A figure on the back of the approaching bird stood up in his sardine-tin seat and mouthed a few unintelligible words at his bird-pilot. Then as they climbed higher, the passenger rocketed out of the seat, pulling the ripcord on his miniature parachute. Gadget breathed a sigh of relief when she saw the albatross wasn't going to attempt a landing—Wilbur, she saw it was. He glided away as Devin confidently pulled his adjusting lines and floated down toward her like a descending angel with his medical bag. "Strike that," thought Gadget. "It's more like watching Mary Poppins sailing in on that cheesy umbrella." She looked up—up—and over. "Get down here, you're gonna—"
CRASH!!! Gadget couldn't bring herself to look up at him. She bet the doctor wasn't happy, either. He dangled above her, branches poking through the white fabric of his 'chute, complete with RAS emblem. "They just gave us one practice jump," grumbled Devin, as he tugged at his harness.
"Well, I can't climb up and cut you down—I can barely stand up myself." Gadget sat down.
"S'okay," grunted Devin as he undid a strap. He peeled out of the harness like a banana, slamming into the warped wooden platform below. He lay there very still, breathing heavily, then pushed himself up. Gadget nearly giggled at the sight, but couldn't. Here he was, come to help, and she wasn't about to make him feel unwelcome if she could help it. She extended a bandaged paw and he pulled himself up to sit beside her. "You do that bandage?" He prodded gently at the strips of cloth. "I haven't seen that weave in years. It's good but we need to change it again." He pulled a roll of gauze out of his medical bag and began unwrapping her paw.

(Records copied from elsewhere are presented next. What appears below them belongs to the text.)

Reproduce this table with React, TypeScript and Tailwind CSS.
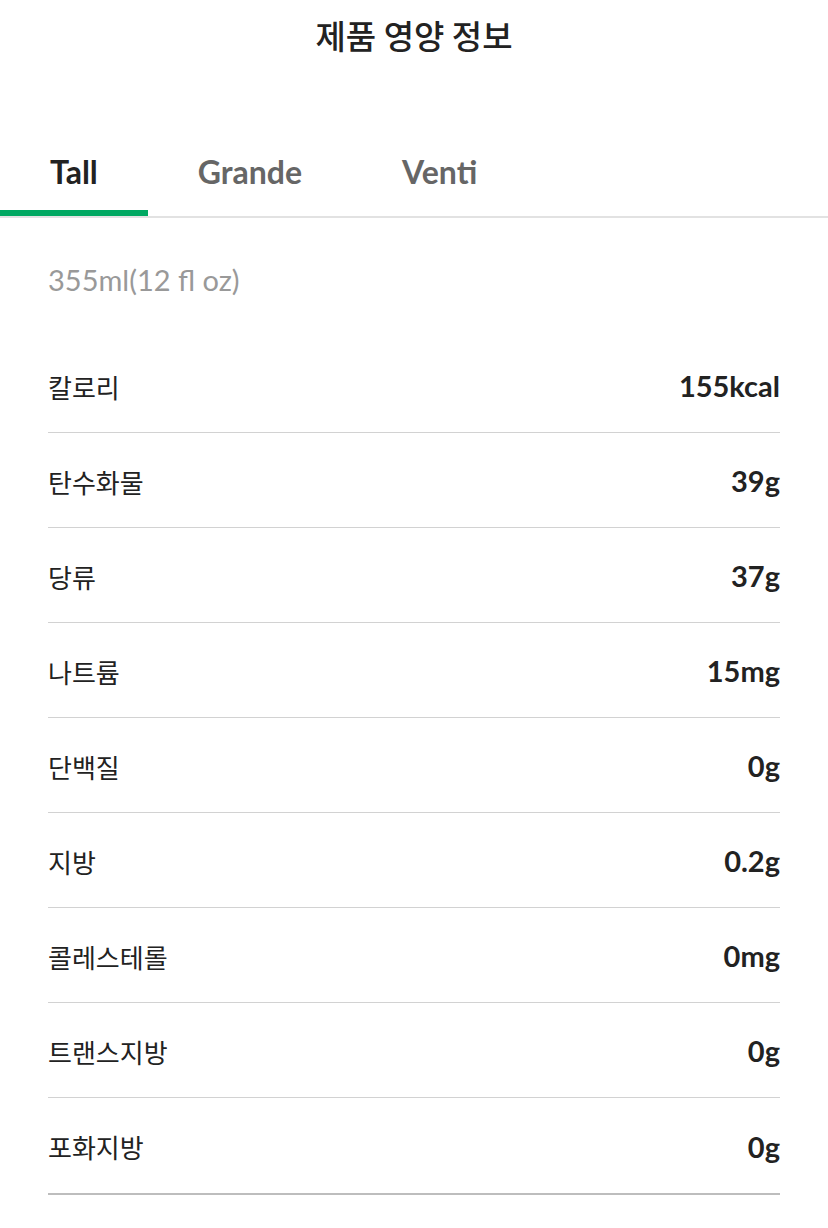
import { useState } from 'react';

const rows = [
  ['칼로리', '155kcal'],
  ['탄수화물', '39g'],
  ['당류', '37g'],
  ['나트륨', '15mg'],
  ['단백질', '0g'],
  ['지방', '0.2g'],
  ['콜레스테롤', '0mg'],
  ['트랜스지방', '0g'],
  ['포화지방', '0g'],
];

const tabs = ['Tall', 'Grande', 'Venti'];

export default function App() {
  const [active, setActive] = useState(0);

  return (
    <div className="min-h-screen bg-white text-[#222]" style={{ fontFamily: 'Lato, "Noto Sans CJK KR", sans-serif' }}>
      {/* TITLE */}
      <h1 className="text-center text-[33px] font-medium leading-[70px]" style={{ fontFamily: '"Noto Sans CJK KR", sans-serif' }}>
        제품 영양 정보
      </h1>

      {/* SIZE TABS */}
      <div className="mt-[64px] flex border-b-2 border-[#e2e2e2]">
        {tabs.map((t, i) => (
          <button
            key={t}
            onClick={() => setActive(i)}
            className={`h-[82px] px-[50px] border-b-[6px] text-[32px] font-bold leading-[76px] ${
              active === i ? 'border-[#00a862] text-[#222]' : 'border-transparent text-[#666]'
            }`}
          >
            {t}
          </button>
        ))}
      </div>

      <div className="px-[48px]">
        <p className="pt-[44px] pb-[40px] text-[29px] leading-[36px] text-[#999]">355ml(12 fl oz)</p>

        {rows.map(([label, value], i) => (
          <div
            key={label}
            className={`flex items-center justify-between pt-[2px] ${
              i === rows.length - 1 ? 'h-[97px] border-b-2 border-[#bdbdbd]' : 'h-[95px] border-b border-[#d2d2d2]'
            }`}
          >
            <span className="text-[26px]" style={{ fontFamily: '"Noto Sans CJK KR", sans-serif' }}>
              {label}
            </span>
            <span className="text-[29px] font-bold">{value}</span>
          </div>
        ))}
      </div>
    </div>
  );
}
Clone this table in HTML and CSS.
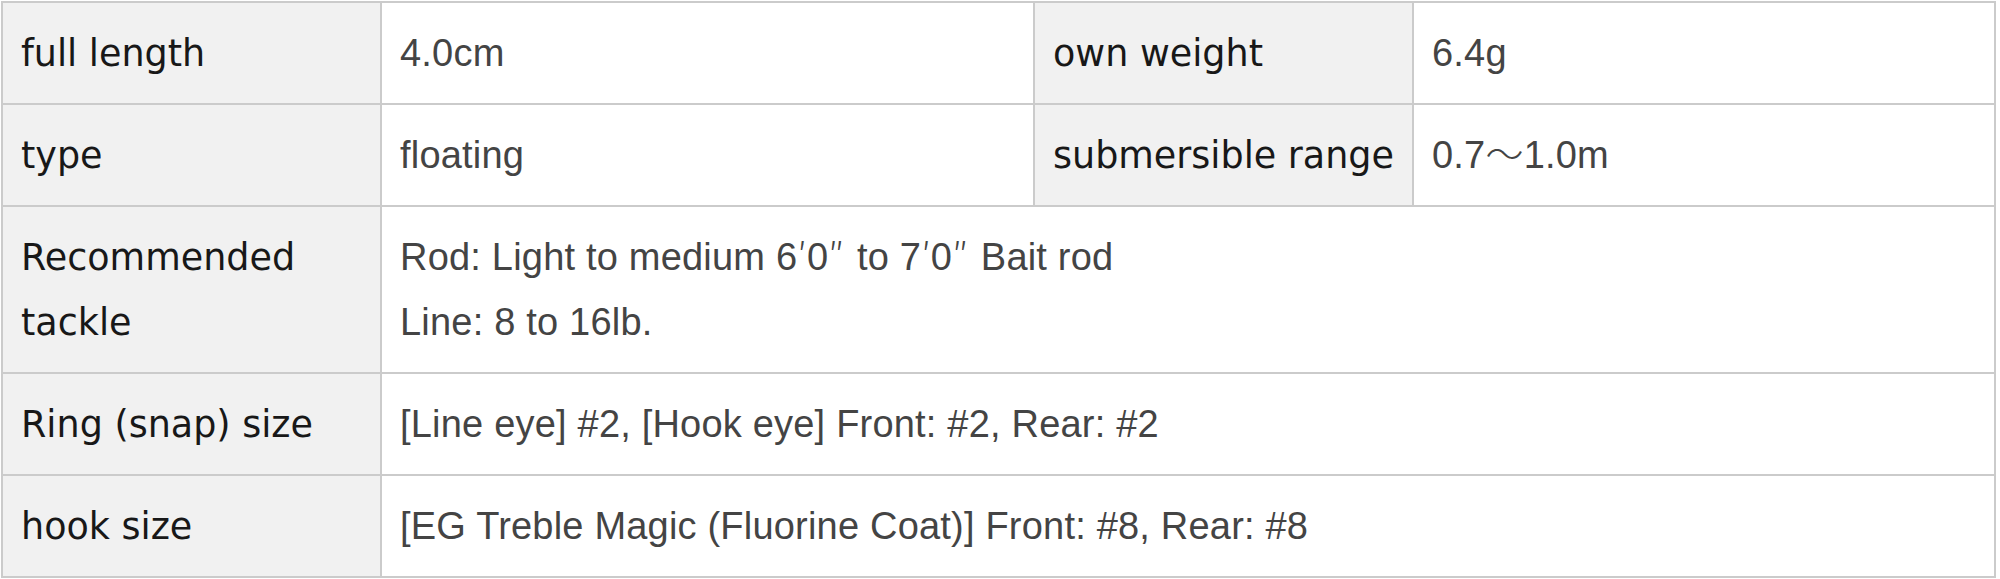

"Nice to meet you, too—ouch!" Well, at least he took his job seriously.
"Sorry about that. Well, Miss Hackwrench," he said stiffly, getting a pair of impatient eyes rolled at him for his trouble, "officially reporting for duty, Rescue Ranger squad One—"
"—oh, cut that out," growled Gadget. "There's no real chain of command in a Ranger squad, and I don't think I even count any more. Right? They sent you here to calm me down, shut me up, and get me to leave town—"
"I don't know about any of that yet, Miss Hackwrench—"
Gadget cut him off—"Gadget, Gadge, Hackwrench, anything but 'Miss'."
Devin nodded. "Okay, Gadge. My name's Devin Packard, DVM—"
A sudden change came over Gadget and she pulled away from Devin's bandaging. "DVM? You have to be kidding me. After all this, my friends dead, my home trashed, my everything hurts, and they send a veterinarian?" Her voice trembled at the indignity, but Devin just sat there and watched. He'd seen this before.
"Oh," said Gadget, tilting her head as if suddenly picking up a radio transmission. Devin sidled closer to her, expecting her to keel over the rest of the way. She was obviously dehydrated, and had probably lost more blood than she gave herself credit for. She definitely wasn't thinking clearly. "Of course, you're a veterinarian, " she managed, "y-you're an animal."
Devin chuckled disarmingly, patting Gadget on what he hoped was an unbruised section of her back. "You say that now? Wait until you know me better." Gadget half-smiled, and got ill all over his black patent leather doctor shoes. So much for introductions.